Spent a lot of today lost in my own head. Tried to shake it off and went down to the grand re-opening of the Mayfair Theatre, where the restored 35mm print of Metropolis was playing, with live music for the score.

The lineup was already at the end of the block by the time I got there, and after an hour in the cold we were told that no one else was getting in, they had been at capacity since 6PM or so.

Then everyone else in line left and we got in. (Standing room only, 124 minutes running time.)

Balcony at the Mayfair Theatre

Took a few photos on the way home, none of them really turned out well, sadly.

Royal College of Physicians and Surgeons

Would like to write more, but don’t have the words tonight.

Soon.

I hold these truths to be self-evident

A secret, filter-free:

Not only do I still find it unbelievable that Barack Obama won — and I mean literally unbelievable; as in it feels exactly like when I realize that I’m dreaming because something impossible has happened — but I actually start to tear up if I think about it too much.

The civil rights movement is extraordinarily inspirational to me (more than any other single event/person/process/etc), and seeing a black president just 40 years after Martin Luther King was murdered fills me with an emotion so unexpected and intense that I don’t have a name for it.

To be clear, this isn’t about politics. I’m not interested in what happens to taxes or guns or gas prices in the US. What moves me is to see a black American carry himself to the office of president through the power of oration, motivating a culture that has never trusted the establishment to participate in it instead of combating it.

I’m Canadian, but my grandfather was a black man born in Philly, and his family name — the same name I was born with — is the name of the white family from Virginia that owned his (and my) ancestors, not that many generations ago. Seeing things come full circle from slavery is a deeply personal and powerful experience.

We’re certainly not in Dr. King’s world yet, where a man is judged by the content of their character rather than the colour of their skin; but we are one step closer to the brotherhood he dreamed of, and that moves me very nearly to tears every time I think about it.

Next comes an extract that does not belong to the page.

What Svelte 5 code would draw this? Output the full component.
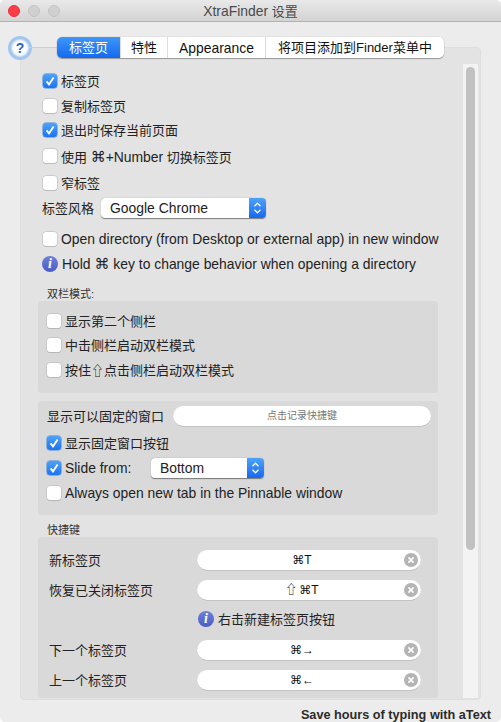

I almost didn’t include any family history in this, because I feel like people will write me off as soon as they read it. It makes it easy to treat me as someone who’s just happy one of his own is on top (even though I’m not black), rather than a spectator who is ‘legitimately’ amazed by what a group of people have managed to accomplish in such a short amount of time.

November

Can I feel the days getting shorter? Is this just psychosomatism, or is it something closer to the soil? There is winter in my bones, and autumn on my skin.

I had dinner with one of my sisters, and this is likely contributing to how I’m feeling. Family always fucks me up this way. I don’t know how to be comfortable with where I come from.

It troubles me that I do my best work when I’m troubled. I spent all day designing for restraint (always restraint), and I created and deleted more in one day than I’ve done in the last year. I need to channel this, while it lasts.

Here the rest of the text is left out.